** begin Data excerpt **

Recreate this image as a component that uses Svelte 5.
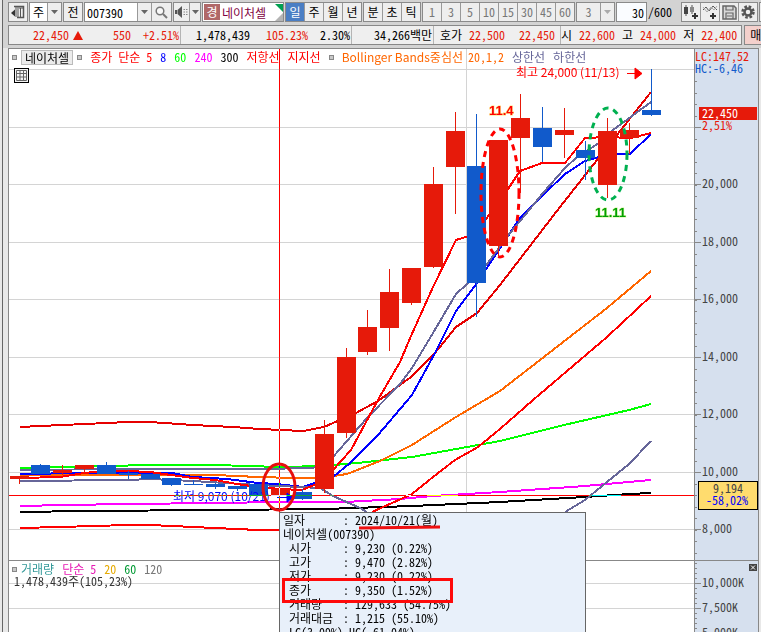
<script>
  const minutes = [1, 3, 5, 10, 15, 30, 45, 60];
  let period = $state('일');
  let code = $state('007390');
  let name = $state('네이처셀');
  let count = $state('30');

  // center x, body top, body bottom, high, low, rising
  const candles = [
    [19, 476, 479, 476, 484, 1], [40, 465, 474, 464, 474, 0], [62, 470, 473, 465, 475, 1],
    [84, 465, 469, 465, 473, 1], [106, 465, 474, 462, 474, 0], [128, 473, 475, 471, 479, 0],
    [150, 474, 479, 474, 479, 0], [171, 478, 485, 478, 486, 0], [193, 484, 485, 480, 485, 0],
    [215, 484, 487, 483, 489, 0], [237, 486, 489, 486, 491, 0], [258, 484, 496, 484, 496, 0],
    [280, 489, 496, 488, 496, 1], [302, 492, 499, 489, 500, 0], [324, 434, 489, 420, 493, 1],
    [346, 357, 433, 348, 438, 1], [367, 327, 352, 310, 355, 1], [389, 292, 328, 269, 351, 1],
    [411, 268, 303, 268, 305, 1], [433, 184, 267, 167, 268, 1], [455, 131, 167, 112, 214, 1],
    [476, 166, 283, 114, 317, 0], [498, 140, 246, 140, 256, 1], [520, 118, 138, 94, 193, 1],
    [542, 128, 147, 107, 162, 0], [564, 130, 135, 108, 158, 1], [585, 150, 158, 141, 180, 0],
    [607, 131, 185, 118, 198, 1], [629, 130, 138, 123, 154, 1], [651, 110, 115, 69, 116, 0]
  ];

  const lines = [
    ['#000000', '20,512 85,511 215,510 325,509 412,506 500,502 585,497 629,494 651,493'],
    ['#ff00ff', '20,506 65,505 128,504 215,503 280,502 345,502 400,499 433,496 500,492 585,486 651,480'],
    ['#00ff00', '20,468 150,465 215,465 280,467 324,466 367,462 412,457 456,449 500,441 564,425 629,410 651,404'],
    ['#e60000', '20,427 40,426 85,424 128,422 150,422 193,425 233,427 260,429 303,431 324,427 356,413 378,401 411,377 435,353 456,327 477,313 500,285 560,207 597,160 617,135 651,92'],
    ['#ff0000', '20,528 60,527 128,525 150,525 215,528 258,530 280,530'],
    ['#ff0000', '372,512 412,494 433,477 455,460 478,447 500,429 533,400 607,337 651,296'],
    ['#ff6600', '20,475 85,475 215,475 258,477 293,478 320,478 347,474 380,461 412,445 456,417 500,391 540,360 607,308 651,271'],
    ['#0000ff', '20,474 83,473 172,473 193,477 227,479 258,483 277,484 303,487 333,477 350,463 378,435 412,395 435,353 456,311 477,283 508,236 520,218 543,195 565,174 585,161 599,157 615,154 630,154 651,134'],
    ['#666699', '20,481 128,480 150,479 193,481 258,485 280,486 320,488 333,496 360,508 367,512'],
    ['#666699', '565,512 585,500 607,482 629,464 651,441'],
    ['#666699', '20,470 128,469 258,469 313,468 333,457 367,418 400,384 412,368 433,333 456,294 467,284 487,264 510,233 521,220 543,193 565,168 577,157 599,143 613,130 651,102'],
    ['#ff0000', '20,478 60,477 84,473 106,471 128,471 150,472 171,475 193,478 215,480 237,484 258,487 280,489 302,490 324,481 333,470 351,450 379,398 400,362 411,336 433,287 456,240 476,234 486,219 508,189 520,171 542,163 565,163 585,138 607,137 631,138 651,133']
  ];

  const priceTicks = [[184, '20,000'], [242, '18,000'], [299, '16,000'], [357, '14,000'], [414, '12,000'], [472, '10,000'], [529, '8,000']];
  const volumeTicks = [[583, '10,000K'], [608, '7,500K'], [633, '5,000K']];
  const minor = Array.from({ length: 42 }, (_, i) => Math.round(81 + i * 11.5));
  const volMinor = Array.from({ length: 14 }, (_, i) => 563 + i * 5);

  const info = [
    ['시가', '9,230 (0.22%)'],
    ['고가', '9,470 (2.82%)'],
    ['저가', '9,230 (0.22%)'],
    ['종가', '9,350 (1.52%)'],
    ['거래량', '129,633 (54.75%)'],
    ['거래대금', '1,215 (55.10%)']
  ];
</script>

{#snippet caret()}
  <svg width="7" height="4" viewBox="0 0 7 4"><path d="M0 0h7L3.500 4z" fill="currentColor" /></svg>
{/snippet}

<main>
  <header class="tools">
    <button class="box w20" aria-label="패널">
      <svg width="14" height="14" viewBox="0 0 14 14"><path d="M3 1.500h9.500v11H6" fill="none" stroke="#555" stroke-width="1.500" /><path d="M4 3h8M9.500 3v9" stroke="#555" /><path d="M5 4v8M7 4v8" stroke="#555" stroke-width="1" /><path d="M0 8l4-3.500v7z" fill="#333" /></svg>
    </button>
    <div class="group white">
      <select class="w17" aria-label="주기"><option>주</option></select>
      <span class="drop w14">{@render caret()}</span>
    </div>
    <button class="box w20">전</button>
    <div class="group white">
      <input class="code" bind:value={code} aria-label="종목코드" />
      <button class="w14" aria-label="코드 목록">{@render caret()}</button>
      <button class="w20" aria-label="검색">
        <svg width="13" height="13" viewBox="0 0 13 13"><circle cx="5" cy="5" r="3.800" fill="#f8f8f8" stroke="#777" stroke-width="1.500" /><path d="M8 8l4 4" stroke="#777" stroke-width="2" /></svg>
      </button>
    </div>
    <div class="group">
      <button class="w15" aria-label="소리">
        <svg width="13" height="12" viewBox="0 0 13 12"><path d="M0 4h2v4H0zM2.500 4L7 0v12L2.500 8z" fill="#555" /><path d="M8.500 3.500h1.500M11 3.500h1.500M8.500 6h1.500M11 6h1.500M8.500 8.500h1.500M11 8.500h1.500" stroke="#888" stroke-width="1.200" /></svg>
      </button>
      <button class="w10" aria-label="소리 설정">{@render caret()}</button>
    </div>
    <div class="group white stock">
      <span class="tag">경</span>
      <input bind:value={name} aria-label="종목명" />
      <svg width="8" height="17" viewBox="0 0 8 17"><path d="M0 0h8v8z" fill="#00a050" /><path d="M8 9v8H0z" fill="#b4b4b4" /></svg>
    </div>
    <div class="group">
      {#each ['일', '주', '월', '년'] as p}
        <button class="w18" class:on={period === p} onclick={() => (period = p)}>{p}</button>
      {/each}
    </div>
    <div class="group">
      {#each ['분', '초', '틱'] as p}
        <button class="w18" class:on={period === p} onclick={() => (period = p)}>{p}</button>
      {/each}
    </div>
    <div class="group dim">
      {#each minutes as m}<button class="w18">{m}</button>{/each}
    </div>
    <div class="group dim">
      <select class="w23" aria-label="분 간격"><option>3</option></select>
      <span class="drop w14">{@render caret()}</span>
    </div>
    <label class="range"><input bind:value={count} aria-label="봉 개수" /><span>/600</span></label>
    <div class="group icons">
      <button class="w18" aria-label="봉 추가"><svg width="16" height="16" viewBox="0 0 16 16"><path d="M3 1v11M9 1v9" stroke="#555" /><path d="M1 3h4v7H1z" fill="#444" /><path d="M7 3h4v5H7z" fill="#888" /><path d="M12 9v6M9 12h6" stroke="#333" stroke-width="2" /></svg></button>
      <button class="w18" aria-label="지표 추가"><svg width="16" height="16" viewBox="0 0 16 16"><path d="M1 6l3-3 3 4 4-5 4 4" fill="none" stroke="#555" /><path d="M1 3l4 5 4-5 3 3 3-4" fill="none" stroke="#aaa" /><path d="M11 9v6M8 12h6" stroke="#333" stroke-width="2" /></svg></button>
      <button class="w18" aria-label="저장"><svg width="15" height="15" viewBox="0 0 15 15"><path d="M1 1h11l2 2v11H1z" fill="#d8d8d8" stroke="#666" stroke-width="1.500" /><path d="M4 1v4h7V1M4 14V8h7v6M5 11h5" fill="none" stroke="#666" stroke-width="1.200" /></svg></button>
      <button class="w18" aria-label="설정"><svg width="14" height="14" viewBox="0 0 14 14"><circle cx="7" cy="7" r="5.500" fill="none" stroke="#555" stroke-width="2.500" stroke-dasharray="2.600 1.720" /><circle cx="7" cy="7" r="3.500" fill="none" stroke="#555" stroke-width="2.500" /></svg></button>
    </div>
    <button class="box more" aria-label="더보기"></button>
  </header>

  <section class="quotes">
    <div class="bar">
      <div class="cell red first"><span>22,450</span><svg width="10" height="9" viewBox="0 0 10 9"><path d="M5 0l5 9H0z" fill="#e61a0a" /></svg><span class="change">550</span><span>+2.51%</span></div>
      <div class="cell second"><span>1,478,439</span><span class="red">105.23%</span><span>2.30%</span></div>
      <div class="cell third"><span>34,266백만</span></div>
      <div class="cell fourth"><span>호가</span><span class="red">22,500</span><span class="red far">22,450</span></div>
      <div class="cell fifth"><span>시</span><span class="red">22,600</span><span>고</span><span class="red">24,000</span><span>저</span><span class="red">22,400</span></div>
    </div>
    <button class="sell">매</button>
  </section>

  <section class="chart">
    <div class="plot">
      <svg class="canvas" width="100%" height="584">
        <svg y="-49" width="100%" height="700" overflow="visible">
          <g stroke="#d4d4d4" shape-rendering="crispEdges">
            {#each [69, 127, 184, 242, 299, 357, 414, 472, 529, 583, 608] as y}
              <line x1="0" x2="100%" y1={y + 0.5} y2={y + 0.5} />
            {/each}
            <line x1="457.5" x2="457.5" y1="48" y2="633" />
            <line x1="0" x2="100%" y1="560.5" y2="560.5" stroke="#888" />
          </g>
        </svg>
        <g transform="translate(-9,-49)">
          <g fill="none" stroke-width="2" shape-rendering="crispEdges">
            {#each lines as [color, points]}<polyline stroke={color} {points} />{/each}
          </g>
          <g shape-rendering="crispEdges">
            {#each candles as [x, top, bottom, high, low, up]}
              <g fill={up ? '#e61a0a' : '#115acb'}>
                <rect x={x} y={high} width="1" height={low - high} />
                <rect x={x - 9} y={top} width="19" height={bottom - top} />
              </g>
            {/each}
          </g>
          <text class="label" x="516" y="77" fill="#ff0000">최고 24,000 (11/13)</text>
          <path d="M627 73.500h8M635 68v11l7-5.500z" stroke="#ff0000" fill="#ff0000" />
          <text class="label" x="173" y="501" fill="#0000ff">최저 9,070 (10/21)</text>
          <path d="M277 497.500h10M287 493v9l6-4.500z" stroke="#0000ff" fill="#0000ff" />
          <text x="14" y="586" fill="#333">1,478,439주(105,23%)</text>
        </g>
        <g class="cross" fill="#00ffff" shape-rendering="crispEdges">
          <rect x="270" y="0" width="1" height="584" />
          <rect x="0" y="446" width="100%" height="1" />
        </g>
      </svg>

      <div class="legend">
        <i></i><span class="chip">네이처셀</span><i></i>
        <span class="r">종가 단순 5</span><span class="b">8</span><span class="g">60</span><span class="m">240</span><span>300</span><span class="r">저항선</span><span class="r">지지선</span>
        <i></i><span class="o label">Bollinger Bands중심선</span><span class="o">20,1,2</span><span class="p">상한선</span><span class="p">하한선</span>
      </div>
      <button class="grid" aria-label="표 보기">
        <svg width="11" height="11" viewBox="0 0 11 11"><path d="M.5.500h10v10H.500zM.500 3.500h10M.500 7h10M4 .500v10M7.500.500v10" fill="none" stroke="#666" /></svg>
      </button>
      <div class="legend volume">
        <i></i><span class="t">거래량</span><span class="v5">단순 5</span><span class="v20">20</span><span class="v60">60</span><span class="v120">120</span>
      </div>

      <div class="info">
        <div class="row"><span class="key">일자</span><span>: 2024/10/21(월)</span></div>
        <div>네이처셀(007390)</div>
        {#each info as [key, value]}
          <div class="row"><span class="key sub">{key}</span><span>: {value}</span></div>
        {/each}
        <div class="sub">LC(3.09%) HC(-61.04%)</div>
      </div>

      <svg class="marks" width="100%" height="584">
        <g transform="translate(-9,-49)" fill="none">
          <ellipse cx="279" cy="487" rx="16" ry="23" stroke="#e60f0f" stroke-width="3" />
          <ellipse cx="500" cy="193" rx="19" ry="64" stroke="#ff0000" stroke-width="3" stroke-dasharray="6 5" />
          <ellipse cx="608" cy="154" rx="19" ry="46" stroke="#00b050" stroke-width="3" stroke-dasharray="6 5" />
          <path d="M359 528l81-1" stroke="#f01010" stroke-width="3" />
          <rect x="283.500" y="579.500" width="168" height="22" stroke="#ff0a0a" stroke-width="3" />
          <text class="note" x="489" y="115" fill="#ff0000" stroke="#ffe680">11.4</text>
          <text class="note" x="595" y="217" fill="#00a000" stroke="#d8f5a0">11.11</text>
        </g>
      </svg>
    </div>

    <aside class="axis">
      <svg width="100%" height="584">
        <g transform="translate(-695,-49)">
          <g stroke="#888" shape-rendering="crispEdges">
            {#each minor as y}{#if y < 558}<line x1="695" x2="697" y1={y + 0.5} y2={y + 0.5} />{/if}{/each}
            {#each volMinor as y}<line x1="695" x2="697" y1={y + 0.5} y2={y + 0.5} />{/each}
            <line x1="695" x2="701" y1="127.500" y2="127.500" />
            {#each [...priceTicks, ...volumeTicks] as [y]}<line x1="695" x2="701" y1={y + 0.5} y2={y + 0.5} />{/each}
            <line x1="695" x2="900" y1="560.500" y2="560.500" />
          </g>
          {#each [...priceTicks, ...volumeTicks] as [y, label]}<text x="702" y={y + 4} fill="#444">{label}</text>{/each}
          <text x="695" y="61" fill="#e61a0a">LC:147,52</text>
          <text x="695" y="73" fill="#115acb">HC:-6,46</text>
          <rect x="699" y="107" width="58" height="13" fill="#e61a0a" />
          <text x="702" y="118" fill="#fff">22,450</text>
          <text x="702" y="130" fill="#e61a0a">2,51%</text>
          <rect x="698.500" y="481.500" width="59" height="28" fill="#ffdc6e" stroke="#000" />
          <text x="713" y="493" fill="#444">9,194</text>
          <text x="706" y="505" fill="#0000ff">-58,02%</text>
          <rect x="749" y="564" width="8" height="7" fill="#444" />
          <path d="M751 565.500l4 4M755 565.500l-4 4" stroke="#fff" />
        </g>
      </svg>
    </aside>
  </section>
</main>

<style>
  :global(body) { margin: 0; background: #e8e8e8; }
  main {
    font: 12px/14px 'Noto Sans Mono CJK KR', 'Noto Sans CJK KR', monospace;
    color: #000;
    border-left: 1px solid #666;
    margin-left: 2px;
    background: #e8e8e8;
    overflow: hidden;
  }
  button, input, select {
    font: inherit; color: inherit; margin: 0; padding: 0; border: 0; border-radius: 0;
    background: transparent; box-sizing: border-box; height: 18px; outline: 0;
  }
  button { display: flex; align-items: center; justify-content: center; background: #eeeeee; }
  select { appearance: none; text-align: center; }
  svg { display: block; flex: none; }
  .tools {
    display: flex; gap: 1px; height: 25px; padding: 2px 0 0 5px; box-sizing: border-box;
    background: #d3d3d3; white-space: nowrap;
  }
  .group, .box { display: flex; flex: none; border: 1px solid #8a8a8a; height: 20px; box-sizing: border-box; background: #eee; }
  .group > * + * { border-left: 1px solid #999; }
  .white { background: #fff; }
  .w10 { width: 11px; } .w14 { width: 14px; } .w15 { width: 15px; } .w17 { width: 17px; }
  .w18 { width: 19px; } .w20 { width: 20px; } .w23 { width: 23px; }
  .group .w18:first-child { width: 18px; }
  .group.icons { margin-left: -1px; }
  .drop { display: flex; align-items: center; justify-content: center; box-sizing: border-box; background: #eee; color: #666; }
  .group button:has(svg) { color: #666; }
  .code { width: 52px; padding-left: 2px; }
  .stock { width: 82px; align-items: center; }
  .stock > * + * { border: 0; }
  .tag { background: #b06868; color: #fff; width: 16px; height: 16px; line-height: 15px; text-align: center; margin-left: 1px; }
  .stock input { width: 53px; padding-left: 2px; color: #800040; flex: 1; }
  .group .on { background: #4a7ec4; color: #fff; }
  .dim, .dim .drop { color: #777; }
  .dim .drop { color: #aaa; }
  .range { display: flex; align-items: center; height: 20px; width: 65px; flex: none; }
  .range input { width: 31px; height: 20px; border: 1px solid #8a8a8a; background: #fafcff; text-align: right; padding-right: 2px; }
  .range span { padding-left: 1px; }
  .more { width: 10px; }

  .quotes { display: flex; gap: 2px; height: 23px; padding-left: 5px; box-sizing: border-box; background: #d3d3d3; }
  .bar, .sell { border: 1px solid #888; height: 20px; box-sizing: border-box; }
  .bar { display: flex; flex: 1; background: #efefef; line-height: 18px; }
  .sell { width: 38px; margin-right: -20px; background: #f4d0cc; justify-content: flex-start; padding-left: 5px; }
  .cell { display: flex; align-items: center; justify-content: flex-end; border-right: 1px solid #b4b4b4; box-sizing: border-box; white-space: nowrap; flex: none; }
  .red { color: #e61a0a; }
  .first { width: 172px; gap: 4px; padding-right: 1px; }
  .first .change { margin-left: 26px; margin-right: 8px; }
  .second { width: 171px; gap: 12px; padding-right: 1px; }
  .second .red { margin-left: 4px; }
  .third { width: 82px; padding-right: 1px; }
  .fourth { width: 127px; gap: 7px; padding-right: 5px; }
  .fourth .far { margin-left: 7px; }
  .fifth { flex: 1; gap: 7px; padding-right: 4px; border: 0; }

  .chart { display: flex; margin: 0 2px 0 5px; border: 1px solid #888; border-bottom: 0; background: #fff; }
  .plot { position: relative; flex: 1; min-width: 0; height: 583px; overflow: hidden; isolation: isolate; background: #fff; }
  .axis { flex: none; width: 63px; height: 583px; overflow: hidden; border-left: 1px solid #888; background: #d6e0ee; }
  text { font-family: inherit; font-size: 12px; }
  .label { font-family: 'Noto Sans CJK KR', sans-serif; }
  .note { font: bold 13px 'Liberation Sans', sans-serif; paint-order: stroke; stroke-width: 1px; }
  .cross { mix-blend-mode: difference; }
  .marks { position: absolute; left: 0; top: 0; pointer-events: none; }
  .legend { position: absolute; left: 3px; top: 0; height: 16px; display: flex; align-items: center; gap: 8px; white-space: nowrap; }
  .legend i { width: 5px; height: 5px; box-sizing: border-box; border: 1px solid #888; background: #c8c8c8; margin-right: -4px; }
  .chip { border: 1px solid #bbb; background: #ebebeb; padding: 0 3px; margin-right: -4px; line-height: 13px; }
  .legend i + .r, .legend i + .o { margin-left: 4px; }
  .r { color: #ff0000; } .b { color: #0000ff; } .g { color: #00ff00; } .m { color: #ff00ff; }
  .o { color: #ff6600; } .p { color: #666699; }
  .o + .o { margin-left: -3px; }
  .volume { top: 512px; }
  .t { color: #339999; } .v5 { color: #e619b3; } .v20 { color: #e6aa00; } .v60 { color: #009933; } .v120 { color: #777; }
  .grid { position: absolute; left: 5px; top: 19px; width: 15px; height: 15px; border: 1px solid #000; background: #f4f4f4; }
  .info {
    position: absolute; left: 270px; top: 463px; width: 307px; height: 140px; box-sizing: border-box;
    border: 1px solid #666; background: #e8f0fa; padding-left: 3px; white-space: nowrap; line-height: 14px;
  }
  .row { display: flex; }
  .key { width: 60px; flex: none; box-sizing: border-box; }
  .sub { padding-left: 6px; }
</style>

** end Data excerpt **

__What is being asked__
Give again exactly the lines running from the beginning of the material above through the line that contains "let count = $state('30');", and leave out every picture.

__Output__
Recreate this image as a component that uses Svelte 5.
<script>
  const minutes = [1, 3, 5, 10, 15, 30, 45, 60];
  let period = $state('일');
  let code = $state('007390');
  let name = $state('네이처셀');
  let count = $state('30');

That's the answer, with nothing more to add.